Burmeister - Sim, a cidade é absolutamente dinâmica. A cidade que amanhece não é a mesma que anoitece, nunca, ela nunca para, nunca se dá um tempo para, digamos, um período de descanso. Não, a cidade está permanentemente mudando. E por essas mudanças e necessidades, é um território de disputas. As diversidades que compõem a cidade querem se apropriar da sua parte nela, as pessoas querem se apropriar de sua parte. A questão do capital, por exemplo, a cidade para ele é um instrumento de ganho, se puder multiplicar um terreno por 10 vezes, está muito bom. Se puder multiplicar por 20, muito melhor. E tem outros interesses. Como somos uma sociedade muito desigual, tem partes da cidade que se qualificam e partes que perdem... Não é possível uma cidade como Porto Alegre ter o nível de saneamento básico que tem - e mesmo assim é alto comparando com o Brasil... Então, qual a cidade que está crescendo mais? A cidade formal, organizada, com equipamentos, ou aquela que vai ocupando as franjas das cidades, que a gente chama de periferia...

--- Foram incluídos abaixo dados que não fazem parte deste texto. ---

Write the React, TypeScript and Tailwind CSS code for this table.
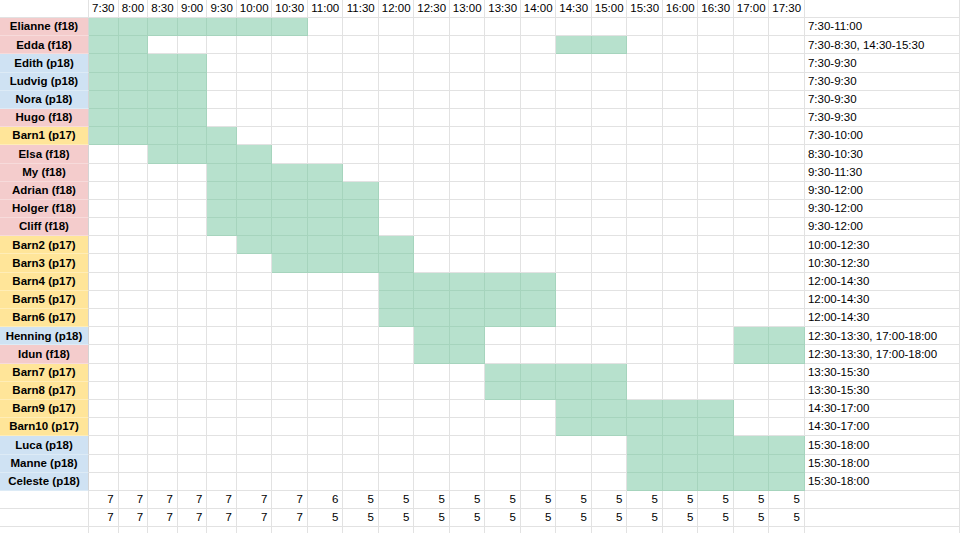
import React from 'react'

type Kind = 'f18' | 'p18' | 'p17'

interface Person {
  name: string
  kind: Kind
  hours: string
}

const times = [
  '7:30', '8:00', '8:30', '9:00', '9:30', '10:00', '10:30', '11:00', '11:30', '12:00', '12:30',
  '13:00', '13:30', '14:00', '14:30', '15:00', '15:30', '16:00', '16:30', '17:00', '17:30',
]

const people: Person[] = [
  { name: 'Elianne', kind: 'f18', hours: '7:30-11:00' },
  { name: 'Edda', kind: 'f18', hours: '7:30-8:30, 14:30-15:30' },
  { name: 'Edith', kind: 'p18', hours: '7:30-9:30' },
  { name: 'Ludvig', kind: 'p18', hours: '7:30-9:30' },
  { name: 'Nora', kind: 'p18', hours: '7:30-9:30' },
  { name: 'Hugo', kind: 'f18', hours: '7:30-9:30' },
  { name: 'Barn1', kind: 'p17', hours: '7:30-10:00' },
  { name: 'Elsa', kind: 'f18', hours: '8:30-10:30' },
  { name: 'My', kind: 'f18', hours: '9:30-11:30' },
  { name: 'Adrian', kind: 'f18', hours: '9:30-12:00' },
  { name: 'Holger', kind: 'f18', hours: '9:30-12:00' },
  { name: 'Cliff', kind: 'f18', hours: '9:30-12:00' },
  { name: 'Barn2', kind: 'p17', hours: '10:00-12:30' },
  { name: 'Barn3', kind: 'p17', hours: '10:30-12:30' },
  { name: 'Barn4', kind: 'p17', hours: '12:00-14:30' },
  { name: 'Barn5', kind: 'p17', hours: '12:00-14:30' },
  { name: 'Barn6', kind: 'p17', hours: '12:00-14:30' },
  { name: 'Henning', kind: 'p18', hours: '12:30-13:30, 17:00-18:00' },
  { name: 'Idun', kind: 'f18', hours: '12:30-13:30, 17:00-18:00' },
  { name: 'Barn7', kind: 'p17', hours: '13:30-15:30' },
  { name: 'Barn8', kind: 'p17', hours: '13:30-15:30' },
  { name: 'Barn9', kind: 'p17', hours: '14:30-17:00' },
  { name: 'Barn10', kind: 'p17', hours: '14:30-17:00' },
  { name: 'Luca', kind: 'p18', hours: '15:30-18:00' },
  { name: 'Manne', kind: 'p18', hours: '15:30-18:00' },
  { name: 'Celeste', kind: 'p18', hours: '15:30-18:00' },
]

const counts = [
  [7, 7, 7, 7, 7, 7, 7, 6, 5, 5, 5, 5, 5, 5, 5, 5, 5, 5, 5, 5, 5],
  [7, 7, 7, 7, 7, 7, 7, 5, 5, 5, 5, 5, 5, 5, 5, 5, 5, 5, 5, 5, 5],
]

const kindBg: Record<Kind, string> = {
  f18: 'bg-[#f4cccc]',
  p18: 'bg-[#cfe2f3]',
  p17: 'bg-[#ffe599]',
}

// half-hour slot index counted from 7:30
const slot = (t: string): number => {
  const [h, m] = t.split(':').map(Number)
  return (h * 60 + m - 450) / 30
}

const isWorking = (hours: string, i: number): boolean =>
  hours.split(', ').some((range) => {
    const [from, to] = range.split('-')
    return i >= slot(from) && i < slot(to)
  })

const cell = 'flex items-center border-b border-r border-[#e2e2e2] overflow-hidden whitespace-nowrap'

export default function App() {
  return (
    <div className="h-[533px] w-[960px] overflow-hidden bg-white">
      <div className="grid grid-cols-[89px_repeat(5,29.6px)_repeat(16,35.5px)_1fr] grid-rows-[18px_repeat(29,18.2px)] font-['Liberation_Sans',Arial,sans-serif] text-[11.5px] leading-none text-black">
        {/* header */}
        <div className={cell} />
        {times.map((t) => (
          <div key={t} className={`${cell} justify-center pt-[1px]`}>
            {t}
          </div>
        ))}
        <div className={cell} />

        {people.map((p) => (
          <React.Fragment key={p.name}>
            <div
              className={`flex items-center justify-center border-b border-r border-b-white/30 border-r-[#d4d4d4] pt-[1px] font-bold ${kindBg[p.kind]}`}
            >
              {p.name} ({p.kind})
            </div>
            {times.map((t, i) =>
              isWorking(p.hours, i) ? (
                <div key={t} className="border-b border-r border-[#a6d4bd] bg-[#b7e1cd]" />
              ) : (
                <div key={t} className={cell} />
              ),
            )}
            <div className={`${cell} pl-[3px] pt-[1px]`}>{p.hours}</div>
          </React.Fragment>
        ))}

        {counts.map((row, r) => (
          <React.Fragment key={r}>
            <div className={cell} />
            {row.map((n, i) => (
              <div key={i} className={`${cell} justify-end pr-[4px] pt-[1px]`}>
                {n}
              </div>
            ))}
            <div className={cell} />
          </React.Fragment>
        ))}

        <div className={cell} />
        {times.map((t) => (
          <div key={t} className={cell} />
        ))}
        <div className={cell} />
      </div>
    </div>
  )
}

JC - Há grandes problemas nas periferias, mas a atenção maior ainda é para o Centro...
Burmeister - Os Centros têm nas referências das cidades praticamente a sua identidade. Essa situação começa a se diluir na medida em que a cidade vai crescendo e essas regionalidades de centralização vão se modificando. Veja o que está acontecendo na área do Iguatemi, é a cidade do século XXI que está sendo feita, Parque Germânia, lançamentos (imobiliários)... Mas a estrutura viária permanece a mesma, só se modifica na parte que é urbanizada nova. Na parte antiga, a (avenida) João Wallig é a mesma de 50 anos atrás. Então, essa situação de necessidades, à medida que vai se afastando do Centro, vai ampliando, porque a velocidade de crescimento e a velocidade de investimento são diferenciadas, (a cidade) cresce mais do que se investe. A periferia é sempre muito castigada, e o Centro sempre está a requerer manutenção que lhe mantenha a identidade urbana. São circunstâncias que se dissipam à medida que se faz do território o objeto do planejamento como um todo. E na medida em que se subdivide nas regiões de gestão de planejamento, como é o Plano Diretor (de Porto Alegre), as pessoas têm melhores condições de participar, entendendo seu território.